## Begin Information shown

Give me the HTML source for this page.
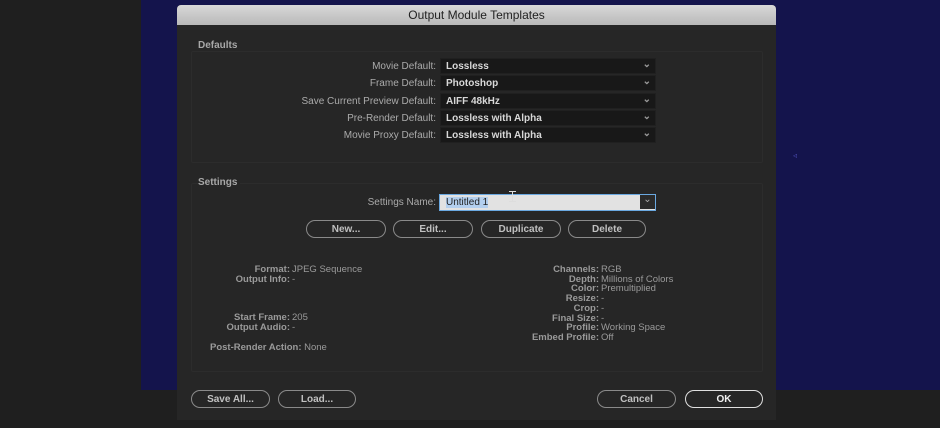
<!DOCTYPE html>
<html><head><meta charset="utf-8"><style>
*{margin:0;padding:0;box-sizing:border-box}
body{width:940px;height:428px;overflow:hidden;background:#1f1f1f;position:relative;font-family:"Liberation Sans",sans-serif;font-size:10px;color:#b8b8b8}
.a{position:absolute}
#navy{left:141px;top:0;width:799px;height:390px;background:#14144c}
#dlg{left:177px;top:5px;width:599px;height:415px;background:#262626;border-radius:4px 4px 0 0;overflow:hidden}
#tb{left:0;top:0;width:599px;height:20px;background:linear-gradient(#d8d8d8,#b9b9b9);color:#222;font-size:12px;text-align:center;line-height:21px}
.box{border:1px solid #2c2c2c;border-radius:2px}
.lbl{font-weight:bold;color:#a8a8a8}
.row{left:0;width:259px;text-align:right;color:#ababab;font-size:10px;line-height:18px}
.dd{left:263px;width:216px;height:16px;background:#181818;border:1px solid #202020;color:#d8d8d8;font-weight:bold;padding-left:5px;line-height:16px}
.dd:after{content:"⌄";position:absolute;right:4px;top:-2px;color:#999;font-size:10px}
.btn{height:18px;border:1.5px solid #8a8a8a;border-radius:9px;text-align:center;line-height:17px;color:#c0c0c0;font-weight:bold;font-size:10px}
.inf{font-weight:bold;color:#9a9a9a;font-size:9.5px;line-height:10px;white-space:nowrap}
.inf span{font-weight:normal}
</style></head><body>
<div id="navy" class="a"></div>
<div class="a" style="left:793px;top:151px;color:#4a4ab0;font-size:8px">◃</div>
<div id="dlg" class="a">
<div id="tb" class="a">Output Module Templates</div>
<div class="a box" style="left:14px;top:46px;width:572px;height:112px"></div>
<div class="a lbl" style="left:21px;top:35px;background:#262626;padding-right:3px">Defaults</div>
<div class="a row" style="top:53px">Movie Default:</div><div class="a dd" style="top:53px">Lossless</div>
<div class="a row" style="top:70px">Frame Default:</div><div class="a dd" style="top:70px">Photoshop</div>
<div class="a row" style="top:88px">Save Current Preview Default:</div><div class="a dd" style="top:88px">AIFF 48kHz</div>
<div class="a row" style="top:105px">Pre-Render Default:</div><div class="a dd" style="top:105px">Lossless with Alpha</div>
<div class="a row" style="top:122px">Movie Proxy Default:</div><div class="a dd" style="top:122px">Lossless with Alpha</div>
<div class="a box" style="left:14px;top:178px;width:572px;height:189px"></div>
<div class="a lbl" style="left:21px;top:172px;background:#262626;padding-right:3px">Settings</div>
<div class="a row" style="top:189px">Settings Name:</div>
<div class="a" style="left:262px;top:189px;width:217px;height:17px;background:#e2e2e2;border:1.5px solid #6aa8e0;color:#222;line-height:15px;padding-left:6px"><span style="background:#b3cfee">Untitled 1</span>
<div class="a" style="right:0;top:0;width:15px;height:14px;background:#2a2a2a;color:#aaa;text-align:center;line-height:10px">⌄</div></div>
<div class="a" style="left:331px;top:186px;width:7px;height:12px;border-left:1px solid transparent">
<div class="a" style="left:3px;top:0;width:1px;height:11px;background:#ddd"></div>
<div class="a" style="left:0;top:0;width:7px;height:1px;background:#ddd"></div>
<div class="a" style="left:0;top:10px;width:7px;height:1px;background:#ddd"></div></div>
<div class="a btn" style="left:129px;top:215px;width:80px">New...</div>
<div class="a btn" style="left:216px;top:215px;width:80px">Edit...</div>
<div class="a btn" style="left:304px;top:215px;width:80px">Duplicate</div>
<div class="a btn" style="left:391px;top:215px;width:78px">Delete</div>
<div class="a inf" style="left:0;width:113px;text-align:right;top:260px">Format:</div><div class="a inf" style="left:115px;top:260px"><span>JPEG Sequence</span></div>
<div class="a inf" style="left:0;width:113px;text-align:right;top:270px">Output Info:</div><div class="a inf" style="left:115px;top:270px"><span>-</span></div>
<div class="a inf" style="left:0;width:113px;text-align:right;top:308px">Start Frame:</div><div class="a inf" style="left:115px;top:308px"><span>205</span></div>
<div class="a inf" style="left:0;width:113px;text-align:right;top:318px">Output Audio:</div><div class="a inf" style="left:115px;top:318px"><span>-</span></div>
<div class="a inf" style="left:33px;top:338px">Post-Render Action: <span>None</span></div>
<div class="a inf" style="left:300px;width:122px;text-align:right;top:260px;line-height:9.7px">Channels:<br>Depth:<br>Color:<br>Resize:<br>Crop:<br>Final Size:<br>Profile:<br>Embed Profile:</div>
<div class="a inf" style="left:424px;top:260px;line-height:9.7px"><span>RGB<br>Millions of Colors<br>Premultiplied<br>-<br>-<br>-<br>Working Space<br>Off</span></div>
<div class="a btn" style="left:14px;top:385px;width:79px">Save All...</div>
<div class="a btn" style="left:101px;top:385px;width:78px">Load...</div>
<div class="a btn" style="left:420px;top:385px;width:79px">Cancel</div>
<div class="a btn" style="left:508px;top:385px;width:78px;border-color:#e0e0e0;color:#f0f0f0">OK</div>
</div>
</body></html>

## End Information shown

> [Task description]:
Repeat the data exactly in full, omitting its pictures.

> [Reply]:
Give me the HTML source for this page.
<!DOCTYPE html>
<html><head><meta charset="utf-8"><style>
*{margin:0;padding:0;box-sizing:border-box}
body{width:940px;height:428px;overflow:hidden;background:#1f1f1f;position:relative;font-family:"Liberation Sans",sans-serif;font-size:10px;color:#b8b8b8}
.a{position:absolute}
#navy{left:141px;top:0;width:799px;height:390px;background:#14144c}
#dlg{left:177px;top:5px;width:599px;height:415px;background:#262626;border-radius:4px 4px 0 0;overflow:hidden}
#tb{left:0;top:0;width:599px;height:20px;background:linear-gradient(#d8d8d8,#b9b9b9);color:#222;font-size:12px;text-align:center;line-height:21px}
.box{border:1px solid #2c2c2c;border-radius:2px}
.lbl{font-weight:bold;color:#a8a8a8}
.row{left:0;width:259px;text-align:right;color:#ababab;font-size:10px;line-height:18px}
.dd{left:263px;width:216px;height:16px;background:#181818;border:1px solid #202020;color:#d8d8d8;font-weight:bold;padding-left:5px;line-height:16px}
.dd:after{content:"⌄";position:absolute;right:4px;top:-2px;color:#999;font-size:10px}
.btn{height:18px;border:1.5px solid #8a8a8a;border-radius:9px;text-align:center;line-height:17px;color:#c0c0c0;font-weight:bold;font-size:10px}
.inf{font-weight:bold;color:#9a9a9a;font-size:9.5px;line-height:10px;white-space:nowrap}
.inf span{font-weight:normal}
</style></head><body>
<div id="navy" class="a"></div>
<div class="a" style="left:793px;top:151px;color:#4a4ab0;font-size:8px">◃</div>
<div id="dlg" class="a">
<div id="tb" class="a">Output Module Templates</div>
<div class="a box" style="left:14px;top:46px;width:572px;height:112px"></div>
<div class="a lbl" style="left:21px;top:35px;background:#262626;padding-right:3px">Defaults</div>
<div class="a row" style="top:53px">Movie Default:</div><div class="a dd" style="top:53px">Lossless</div>
<div class="a row" style="top:70px">Frame Default:</div><div class="a dd" style="top:70px">Photoshop</div>
<div class="a row" style="top:88px">Save Current Preview Default:</div><div class="a dd" style="top:88px">AIFF 48kHz</div>
<div class="a row" style="top:105px">Pre-Render Default:</div><div class="a dd" style="top:105px">Lossless with Alpha</div>
<div class="a row" style="top:122px">Movie Proxy Default:</div><div class="a dd" style="top:122px">Lossless with Alpha</div>
<div class="a box" style="left:14px;top:178px;width:572px;height:189px"></div>
<div class="a lbl" style="left:21px;top:172px;background:#262626;padding-right:3px">Settings</div>
<div class="a row" style="top:189px">Settings Name:</div>
<div class="a" style="left:262px;top:189px;width:217px;height:17px;background:#e2e2e2;border:1.5px solid #6aa8e0;color:#222;line-height:15px;padding-left:6px"><span style="background:#b3cfee">Untitled 1</span>
<div class="a" style="right:0;top:0;width:15px;height:14px;background:#2a2a2a;color:#aaa;text-align:center;line-height:10px">⌄</div></div>
<div class="a" style="left:331px;top:186px;width:7px;height:12px;border-left:1px solid transparent">
<div class="a" style="left:3px;top:0;width:1px;height:11px;background:#ddd"></div>
<div class="a" style="left:0;top:0;width:7px;height:1px;background:#ddd"></div>
<div class="a" style="left:0;top:10px;width:7px;height:1px;background:#ddd"></div></div>
<div class="a btn" style="left:129px;top:215px;width:80px">New...</div>
<div class="a btn" style="left:216px;top:215px;width:80px">Edit...</div>
<div class="a btn" style="left:304px;top:215px;width:80px">Duplicate</div>
<div class="a btn" style="left:391px;top:215px;width:78px">Delete</div>
<div class="a inf" style="left:0;width:113px;text-align:right;top:260px">Format:</div><div class="a inf" style="left:115px;top:260px"><span>JPEG Sequence</span></div>
<div class="a inf" style="left:0;width:113px;text-align:right;top:270px">Output Info:</div><div class="a inf" style="left:115px;top:270px"><span>-</span></div>
<div class="a inf" style="left:0;width:113px;text-align:right;top:308px">Start Frame:</div><div class="a inf" style="left:115px;top:308px"><span>205</span></div>
<div class="a inf" style="left:0;width:113px;text-align:right;top:318px">Output Audio:</div><div class="a inf" style="left:115px;top:318px"><span>-</span></div>
<div class="a inf" style="left:33px;top:338px">Post-Render Action: <span>None</span></div>
<div class="a inf" style="left:300px;width:122px;text-align:right;top:260px;line-height:9.7px">Channels:<br>Depth:<br>Color:<br>Resize:<br>Crop:<br>Final Size:<br>Profile:<br>Embed Profile:</div>
<div class="a inf" style="left:424px;top:260px;line-height:9.7px"><span>RGB<br>Millions of Colors<br>Premultiplied<br>-<br>-<br>-<br>Working Space<br>Off</span></div>
<div class="a btn" style="left:14px;top:385px;width:79px">Save All...</div>
<div class="a btn" style="left:101px;top:385px;width:78px">Load...</div>
<div class="a btn" style="left:420px;top:385px;width:79px">Cancel</div>
<div class="a btn" style="left:508px;top:385px;width:78px;border-color:#e0e0e0;color:#f0f0f0">OK</div>
</div>
</body></html>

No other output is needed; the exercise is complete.